>
>One of the things that I noticed during the development of the APIC
>patchset that was quite odd:
>
>1) Linux guest was programming the PIT for 4ms.
>2) QEMU was programming the sigalarm for 1ms
>3) SIGALARM was only delivered every 8ms (probably maximum resolution
>with this setup) so the timer-wheel injected two PIT interrupts per
>SIGALARM.
>4) Since PICs can generally only queue a single interrupt, the second
>tick was always lost.
>
>HOWEVER (and this is where it gets really weird), linux wallclock time
>in the guest runs at normal speed even with PIT at 1/2 freq.  If I made
>corrections such that every PIT tick is actually delivered to 
>the guest,
>wallclock runs at 2x.


That is what I mean the time virtualization headache for today's Linux.
We should inject all guest PIT irqs (Xen did so), but the guest code
(probably Linux only)
is referencing PIT time (port 40) with TSC time. Since we didn't
virtualize TSC now, 
i.e. guest TSC = host TSC, guest OS will think there is losted PIT IRQ
ticks(actually no), 
 since guest see TSC goes forward but PIT IRQ arrives later. 
and thus add back those fake lost ticks.
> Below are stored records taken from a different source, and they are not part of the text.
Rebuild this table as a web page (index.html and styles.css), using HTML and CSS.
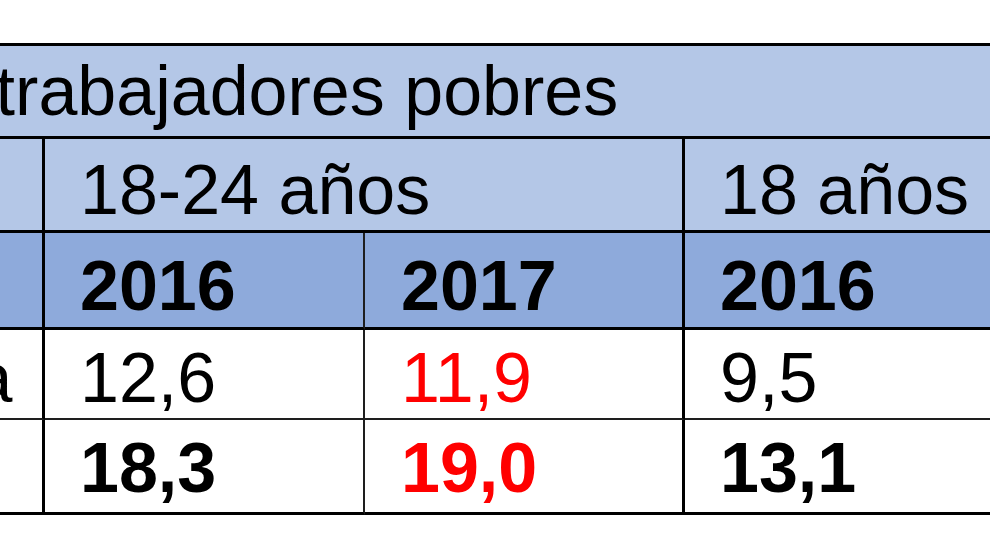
FILE: index.html
```html
<!DOCTYPE html>
<html lang="es">

<head>
    <meta charset="UTF-8">
    <meta name="viewport" content="width=device-width, initial-scale=1.0">
    <title>Trabajadores pobres</title>
    <link rel="stylesheet" href="styles.css">
</head>

<body>
    <div class="table_wrap">
        <table class="poverty">
            <colgroup>
                <col class="c_label">
                <col class="c_val">
                <col class="c_val">
                <col class="c_val">
                <col class="c_val">
            </colgroup>
            <tr class="title">
                <td colspan="5">Tasa de trabajadores pobres</td>
            </tr>
            <tr class="head">
                <td class="label"></td>
                <td colspan="2">18-24 años</td>
                <td colspan="2">18 años o más</td>
            </tr>
            <tr class="years">
                <td class="label"></td>
                <td class="thin">2016</td>
                <td class="mid">2017</td>
                <td>2016</td>
                <td>2017</td>
            </tr>
            <tr class="row_es">
                <td class="label">España</td>
                <td class="thin">12,6</td>
                <td class="mid red">11,9</td>
                <td>9,5</td>
                <td></td>
            </tr>
            <tr class="row_eu">
                <td class="label">UE-28</td>
                <td class="thin">18,3</td>
                <td class="mid red">19,0</td>
                <td>13,1</td>
                <td></td>
            </tr>
        </table><!-- .poverty end -->
    </div><!-- .table_wrap end -->
</body>

</html>
```

FILE: styles.css
```css
* {
    margin: 0;
    padding: 0;
    box-sizing: border-box;
}

body {
    background-color: #fff;
    font-family: "Liberation Sans", Arial, sans-serif;
}

/* the shot is cropped: first column and the right side fall outside */
.table_wrap {
    width: 990px;
    height: 557px;
    overflow: hidden;
    padding-top: 43px;
}

.poverty {
    border-collapse: separate;
    border-spacing: 0;
    table-layout: fixed;
    width: 1631px;
    margin-left: -306px;
    font-size: 70px;
    line-height: 70px;
    color: #000;
}

.poverty .c_label {
    width: 351px;
}

.poverty .c_val {
    width: 320px;
}

.poverty td {
    border-right: 3px solid #000;
    border-bottom: 3px solid #000;
    padding-left: 35px;
    vertical-align: top;
    white-space: nowrap;
    overflow: hidden;
}

.poverty td.label {
    padding-left: 81px;
}

.poverty td.thin {
    border-right: 2px solid #1e1e1e;
}

.poverty td.mid {
    padding-left: 36px;
}

.poverty .title {
    height: 96px;
}

.poverty .title td {
    border-top: 3px solid #000;
    background-color: #b4c7e7;
    padding-top: 10px;
    padding-left: 37px;
}

.poverty .head {
    height: 94px;
}

.poverty .head td {
    background-color: #b4c7e7;
    padding-top: 16px;
}

.poverty .years {
    height: 97px;
}

.poverty .years td {
    background-color: #8eaadb;
    font-weight: bold;
    padding-top: 18px;
}

.poverty .row_es {
    height: 90px;
}

.poverty .row_es td {
    border-bottom: 2px solid #1e1e1e;
    padding-top: 13px;
}

.poverty .row_eu {
    height: 95px;
}

.poverty .row_eu td {
    font-weight: bold;
    padding-top: 13px;
}

.poverty td.red {
    color: #f00;
}
```
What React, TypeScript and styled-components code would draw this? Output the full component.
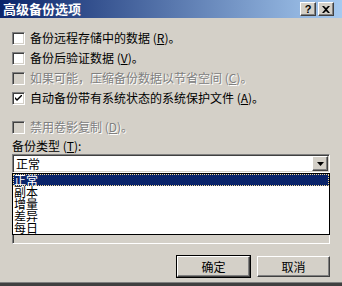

In this way we see guest time
ticks 2X faster.

In Xen, we virtualize TSC too to make sure the guest TSC time is
synchronized with 
guest PIT time, so guest can see an accurate virtual time. (refer to
http://www.xensource.com/files/summit_3/Xen_HVM_SMP.pdf) It is good but
time to time
we see bugs due to the complicated time virtualization mechanism. As far
as I know,
Vmware doesn't solve this problem either, it depends on guest
application to sync
guest time with real time (network or host). 

We can use PV time of linux, another way is to persuade community to
give up 
the cross reference of PIT and TSC to give up picking the lost ticks
given that 
today's OS is smart enough and won't disable IRQ for that long time
before
 another PIT expires (1-4ms), so those kind of picking up lost ticks is
quit 
unnecessary, especially for X86-64 (faster processor).

Another big issue is that guest Linux will eventually fail back to PIT
time source after
hundreds of "lost ticks" and thus give up TSC time source. This is OK
for normal application
but dead set for database server where gettimeofday is frequently used.
We saw
 30-40% performance degradation due to this only. (gettimeofday  will
read port 40
 multiple times which is extremely slow under virtualization).

I will ask Jun, Avi to bring this issue to virtualization mini summit to
persuade 
communitty to do some changes in guest timer IRQ handler.